--- start SOURCE EXCERPT ---

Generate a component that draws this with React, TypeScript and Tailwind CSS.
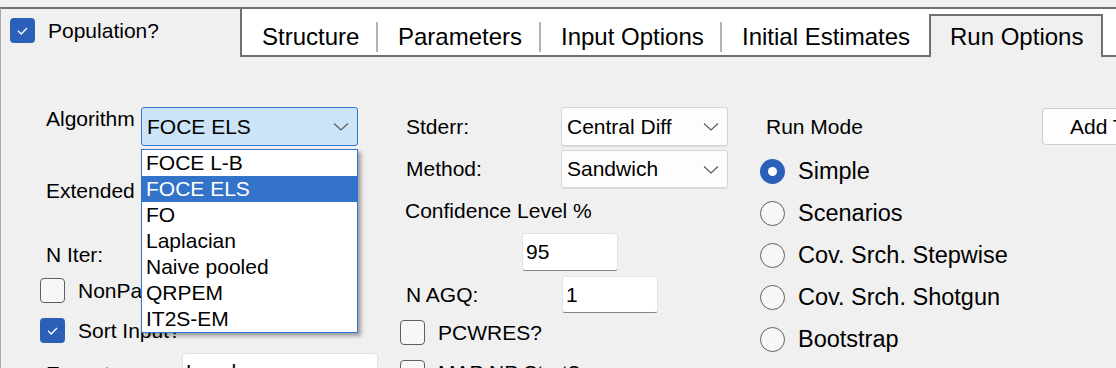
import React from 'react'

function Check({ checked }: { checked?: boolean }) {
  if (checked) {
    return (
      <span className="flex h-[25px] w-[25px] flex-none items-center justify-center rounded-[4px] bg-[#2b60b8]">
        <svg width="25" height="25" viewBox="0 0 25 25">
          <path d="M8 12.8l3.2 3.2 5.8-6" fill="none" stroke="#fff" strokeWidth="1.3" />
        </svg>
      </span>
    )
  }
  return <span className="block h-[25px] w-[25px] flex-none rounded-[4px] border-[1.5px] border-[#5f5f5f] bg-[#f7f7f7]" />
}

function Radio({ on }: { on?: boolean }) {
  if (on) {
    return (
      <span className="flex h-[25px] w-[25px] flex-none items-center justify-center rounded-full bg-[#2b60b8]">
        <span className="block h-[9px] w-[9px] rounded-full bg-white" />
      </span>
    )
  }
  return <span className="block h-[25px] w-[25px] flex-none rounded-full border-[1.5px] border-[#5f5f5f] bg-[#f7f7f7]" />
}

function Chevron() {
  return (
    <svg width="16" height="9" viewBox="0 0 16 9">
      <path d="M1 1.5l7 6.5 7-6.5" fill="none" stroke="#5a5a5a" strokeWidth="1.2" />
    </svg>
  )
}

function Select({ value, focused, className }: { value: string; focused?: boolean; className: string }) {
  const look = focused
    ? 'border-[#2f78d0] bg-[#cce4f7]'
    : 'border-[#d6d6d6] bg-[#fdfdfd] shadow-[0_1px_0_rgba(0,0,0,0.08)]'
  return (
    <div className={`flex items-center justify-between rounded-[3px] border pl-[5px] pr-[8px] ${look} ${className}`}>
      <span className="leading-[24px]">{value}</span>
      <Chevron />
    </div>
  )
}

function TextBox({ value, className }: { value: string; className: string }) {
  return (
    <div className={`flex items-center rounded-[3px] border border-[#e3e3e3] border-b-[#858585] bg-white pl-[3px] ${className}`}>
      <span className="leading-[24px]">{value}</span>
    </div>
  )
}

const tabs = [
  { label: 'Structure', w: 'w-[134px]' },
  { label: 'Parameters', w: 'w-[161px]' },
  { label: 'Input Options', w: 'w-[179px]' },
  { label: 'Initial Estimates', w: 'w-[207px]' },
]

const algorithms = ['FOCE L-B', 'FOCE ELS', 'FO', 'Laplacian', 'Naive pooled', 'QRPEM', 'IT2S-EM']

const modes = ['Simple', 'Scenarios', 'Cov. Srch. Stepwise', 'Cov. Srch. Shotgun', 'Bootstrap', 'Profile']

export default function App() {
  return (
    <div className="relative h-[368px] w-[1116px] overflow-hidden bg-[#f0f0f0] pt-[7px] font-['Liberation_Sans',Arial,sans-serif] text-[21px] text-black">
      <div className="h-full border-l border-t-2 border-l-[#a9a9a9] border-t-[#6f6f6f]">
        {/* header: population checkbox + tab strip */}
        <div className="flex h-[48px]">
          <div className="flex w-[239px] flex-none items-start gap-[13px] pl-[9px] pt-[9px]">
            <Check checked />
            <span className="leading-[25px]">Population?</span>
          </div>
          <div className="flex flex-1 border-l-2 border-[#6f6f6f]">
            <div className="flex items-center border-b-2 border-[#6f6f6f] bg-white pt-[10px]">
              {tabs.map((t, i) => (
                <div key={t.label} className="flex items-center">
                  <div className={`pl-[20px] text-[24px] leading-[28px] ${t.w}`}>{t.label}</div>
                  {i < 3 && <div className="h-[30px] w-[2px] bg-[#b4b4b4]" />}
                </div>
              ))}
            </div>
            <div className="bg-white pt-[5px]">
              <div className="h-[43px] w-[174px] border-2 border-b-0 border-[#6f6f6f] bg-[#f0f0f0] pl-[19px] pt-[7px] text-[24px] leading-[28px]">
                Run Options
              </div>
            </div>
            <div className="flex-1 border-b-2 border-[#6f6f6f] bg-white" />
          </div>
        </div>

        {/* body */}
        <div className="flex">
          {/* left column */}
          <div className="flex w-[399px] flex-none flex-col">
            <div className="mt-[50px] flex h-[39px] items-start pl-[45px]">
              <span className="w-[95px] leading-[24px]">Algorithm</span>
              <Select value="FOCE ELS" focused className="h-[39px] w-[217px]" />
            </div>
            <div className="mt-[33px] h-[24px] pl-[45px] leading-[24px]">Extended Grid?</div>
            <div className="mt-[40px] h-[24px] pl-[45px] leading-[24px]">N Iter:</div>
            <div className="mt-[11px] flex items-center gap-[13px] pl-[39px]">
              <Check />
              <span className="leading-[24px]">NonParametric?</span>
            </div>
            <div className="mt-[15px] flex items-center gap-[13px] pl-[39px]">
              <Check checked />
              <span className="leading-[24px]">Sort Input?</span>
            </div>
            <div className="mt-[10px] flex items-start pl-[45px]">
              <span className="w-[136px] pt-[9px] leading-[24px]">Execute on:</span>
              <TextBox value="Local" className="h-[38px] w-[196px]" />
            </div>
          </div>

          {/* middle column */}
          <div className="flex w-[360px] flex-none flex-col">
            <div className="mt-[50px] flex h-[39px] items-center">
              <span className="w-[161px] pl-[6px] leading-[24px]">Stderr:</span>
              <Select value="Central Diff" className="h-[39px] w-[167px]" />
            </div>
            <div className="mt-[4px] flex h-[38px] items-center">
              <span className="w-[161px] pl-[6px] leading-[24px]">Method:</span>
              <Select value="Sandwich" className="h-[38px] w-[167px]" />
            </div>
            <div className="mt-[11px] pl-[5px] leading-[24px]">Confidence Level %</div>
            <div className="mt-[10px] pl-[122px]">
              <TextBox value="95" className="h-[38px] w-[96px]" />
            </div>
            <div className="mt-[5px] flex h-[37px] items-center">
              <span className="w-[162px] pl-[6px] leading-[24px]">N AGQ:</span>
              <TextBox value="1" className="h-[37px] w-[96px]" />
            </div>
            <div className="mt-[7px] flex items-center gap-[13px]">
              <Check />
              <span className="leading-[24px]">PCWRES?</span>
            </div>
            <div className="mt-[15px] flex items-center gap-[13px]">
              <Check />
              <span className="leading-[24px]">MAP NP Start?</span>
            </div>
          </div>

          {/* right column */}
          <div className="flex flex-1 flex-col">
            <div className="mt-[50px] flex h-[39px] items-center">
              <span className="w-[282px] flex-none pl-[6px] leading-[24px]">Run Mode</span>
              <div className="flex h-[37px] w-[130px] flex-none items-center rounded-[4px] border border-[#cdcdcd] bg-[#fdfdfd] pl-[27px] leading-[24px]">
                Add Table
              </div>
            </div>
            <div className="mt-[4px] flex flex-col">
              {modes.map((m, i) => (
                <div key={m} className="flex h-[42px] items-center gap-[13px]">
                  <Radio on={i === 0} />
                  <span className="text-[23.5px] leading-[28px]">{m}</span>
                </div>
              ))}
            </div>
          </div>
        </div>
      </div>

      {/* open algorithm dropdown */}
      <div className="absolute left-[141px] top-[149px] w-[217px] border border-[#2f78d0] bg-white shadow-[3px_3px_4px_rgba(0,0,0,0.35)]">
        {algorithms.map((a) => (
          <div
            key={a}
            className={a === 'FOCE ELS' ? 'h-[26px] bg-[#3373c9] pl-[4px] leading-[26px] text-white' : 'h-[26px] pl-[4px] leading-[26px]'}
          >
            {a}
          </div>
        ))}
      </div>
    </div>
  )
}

--- end SOURCE EXCERPT ---

- **WRITTEN REQUEST**: Return each line exactly as written. Any picture gets left out.

- **SOLUTION TO THE EXERCISE**:
Generate a component that draws this with React, TypeScript and Tailwind CSS.
import React from 'react'

function Check({ checked }: { checked?: boolean }) {
  if (checked) {
    return (
      <span className="flex h-[25px] w-[25px] flex-none items-center justify-center rounded-[4px] bg-[#2b60b8]">
        <svg width="25" height="25" viewBox="0 0 25 25">
          <path d="M8 12.8l3.2 3.2 5.8-6" fill="none" stroke="#fff" strokeWidth="1.3" />
        </svg>
      </span>
    )
  }
  return <span className="block h-[25px] w-[25px] flex-none rounded-[4px] border-[1.5px] border-[#5f5f5f] bg-[#f7f7f7]" />
}

function Radio({ on }: { on?: boolean }) {
  if (on) {
    return (
      <span className="flex h-[25px] w-[25px] flex-none items-center justify-center rounded-full bg-[#2b60b8]">
        <span className="block h-[9px] w-[9px] rounded-full bg-white" />
      </span>
    )
  }
  return <span className="block h-[25px] w-[25px] flex-none rounded-full border-[1.5px] border-[#5f5f5f] bg-[#f7f7f7]" />
}

function Chevron() {
  return (
    <svg width="16" height="9" viewBox="0 0 16 9">
      <path d="M1 1.5l7 6.5 7-6.5" fill="none" stroke="#5a5a5a" strokeWidth="1.2" />
    </svg>
  )
}

function Select({ value, focused, className }: { value: string; focused?: boolean; className: string }) {
  const look = focused
    ? 'border-[#2f78d0] bg-[#cce4f7]'
    : 'border-[#d6d6d6] bg-[#fdfdfd] shadow-[0_1px_0_rgba(0,0,0,0.08)]'
  return (
    <div className={`flex items-center justify-between rounded-[3px] border pl-[5px] pr-[8px] ${look} ${className}`}>
      <span className="leading-[24px]">{value}</span>
      <Chevron />
    </div>
  )
}

function TextBox({ value, className }: { value: string; className: string }) {
  return (
    <div className={`flex items-center rounded-[3px] border border-[#e3e3e3] border-b-[#858585] bg-white pl-[3px] ${className}`}>
      <span className="leading-[24px]">{value}</span>
    </div>
  )
}

const tabs = [
  { label: 'Structure', w: 'w-[134px]' },
  { label: 'Parameters', w: 'w-[161px]' },
  { label: 'Input Options', w: 'w-[179px]' },
  { label: 'Initial Estimates', w: 'w-[207px]' },
]

const algorithms = ['FOCE L-B', 'FOCE ELS', 'FO', 'Laplacian', 'Naive pooled', 'QRPEM', 'IT2S-EM']

const modes = ['Simple', 'Scenarios', 'Cov. Srch. Stepwise', 'Cov. Srch. Shotgun', 'Bootstrap', 'Profile']

export default function App() {
  return (
    <div className="relative h-[368px] w-[1116px] overflow-hidden bg-[#f0f0f0] pt-[7px] font-['Liberation_Sans',Arial,sans-serif] text-[21px] text-black">
      <div className="h-full border-l border-t-2 border-l-[#a9a9a9] border-t-[#6f6f6f]">
        {/* header: population checkbox + tab strip */}
        <div className="flex h-[48px]">
          <div className="flex w-[239px] flex-none items-start gap-[13px] pl-[9px] pt-[9px]">
            <Check checked />
            <span className="leading-[25px]">Population?</span>
          </div>
          <div className="flex flex-1 border-l-2 border-[#6f6f6f]">
            <div className="flex items-center border-b-2 border-[#6f6f6f] bg-white pt-[10px]">
              {tabs.map((t, i) => (
                <div key={t.label} className="flex items-center">
                  <div className={`pl-[20px] text-[24px] leading-[28px] ${t.w}`}>{t.label}</div>
                  {i < 3 && <div className="h-[30px] w-[2px] bg-[#b4b4b4]" />}
                </div>
              ))}
            </div>
            <div className="bg-white pt-[5px]">
              <div className="h-[43px] w-[174px] border-2 border-b-0 border-[#6f6f6f] bg-[#f0f0f0] pl-[19px] pt-[7px] text-[24px] leading-[28px]">
                Run Options
              </div>
            </div>
            <div className="flex-1 border-b-2 border-[#6f6f6f] bg-white" />
          </div>
        </div>

        {/* body */}
        <div className="flex">
          {/* left column */}
          <div className="flex w-[399px] flex-none flex-col">
            <div className="mt-[50px] flex h-[39px] items-start pl-[45px]">
              <span className="w-[95px] leading-[24px]">Algorithm</span>
              <Select value="FOCE ELS" focused className="h-[39px] w-[217px]" />
            </div>
            <div className="mt-[33px] h-[24px] pl-[45px] leading-[24px]">Extended Grid?</div>
            <div className="mt-[40px] h-[24px] pl-[45px] leading-[24px]">N Iter:</div>
            <div className="mt-[11px] flex items-center gap-[13px] pl-[39px]">
              <Check />
              <span className="leading-[24px]">NonParametric?</span>
            </div>
            <div className="mt-[15px] flex items-center gap-[13px] pl-[39px]">
              <Check checked />
              <span className="leading-[24px]">Sort Input?</span>
            </div>
            <div className="mt-[10px] flex items-start pl-[45px]">
              <span className="w-[136px] pt-[9px] leading-[24px]">Execute on:</span>
              <TextBox value="Local" className="h-[38px] w-[196px]" />
            </div>
          </div>

          {/* middle column */}
          <div className="flex w-[360px] flex-none flex-col">
            <div className="mt-[50px] flex h-[39px] items-center">
              <span className="w-[161px] pl-[6px] leading-[24px]">Stderr:</span>
              <Select value="Central Diff" className="h-[39px] w-[167px]" />
            </div>
            <div className="mt-[4px] flex h-[38px] items-center">
              <span className="w-[161px] pl-[6px] leading-[24px]">Method:</span>
              <Select value="Sandwich" className="h-[38px] w-[167px]" />
            </div>
            <div className="mt-[11px] pl-[5px] leading-[24px]">Confidence Level %</div>
            <div className="mt-[10px] pl-[122px]">
              <TextBox value="95" className="h-[38px] w-[96px]" />
            </div>
            <div className="mt-[5px] flex h-[37px] items-center">
              <span className="w-[162px] pl-[6px] leading-[24px]">N AGQ:</span>
              <TextBox value="1" className="h-[37px] w-[96px]" />
            </div>
            <div className="mt-[7px] flex items-center gap-[13px]">
              <Check />
              <span className="leading-[24px]">PCWRES?</span>
            </div>
            <div className="mt-[15px] flex items-center gap-[13px]">
              <Check />
              <span className="leading-[24px]">MAP NP Start?</span>
            </div>
          </div>

          {/* right column */}
          <div className="flex flex-1 flex-col">
            <div className="mt-[50px] flex h-[39px] items-center">
              <span className="w-[282px] flex-none pl-[6px] leading-[24px]">Run Mode</span>
              <div className="flex h-[37px] w-[130px] flex-none items-center rounded-[4px] border border-[#cdcdcd] bg-[#fdfdfd] pl-[27px] leading-[24px]">
                Add Table
              </div>
            </div>
            <div className="mt-[4px] flex flex-col">
              {modes.map((m, i) => (
                <div key={m} className="flex h-[42px] items-center gap-[13px]">
                  <Radio on={i === 0} />
                  <span className="text-[23.5px] leading-[28px]">{m}</span>
                </div>
              ))}
            </div>
          </div>
        </div>
      </div>

      {/* open algorithm dropdown */}
      <div className="absolute left-[141px] top-[149px] w-[217px] border border-[#2f78d0] bg-white shadow-[3px_3px_4px_rgba(0,0,0,0.35)]">
        {algorithms.map((a) => (
          <div
            key={a}
            className={a === 'FOCE ELS' ? 'h-[26px] bg-[#3373c9] pl-[4px] leading-[26px] text-white' : 'h-[26px] pl-[4px] leading-[26px]'}
          >
            {a}
          </div>
        ))}
      </div>
    </div>
  )
}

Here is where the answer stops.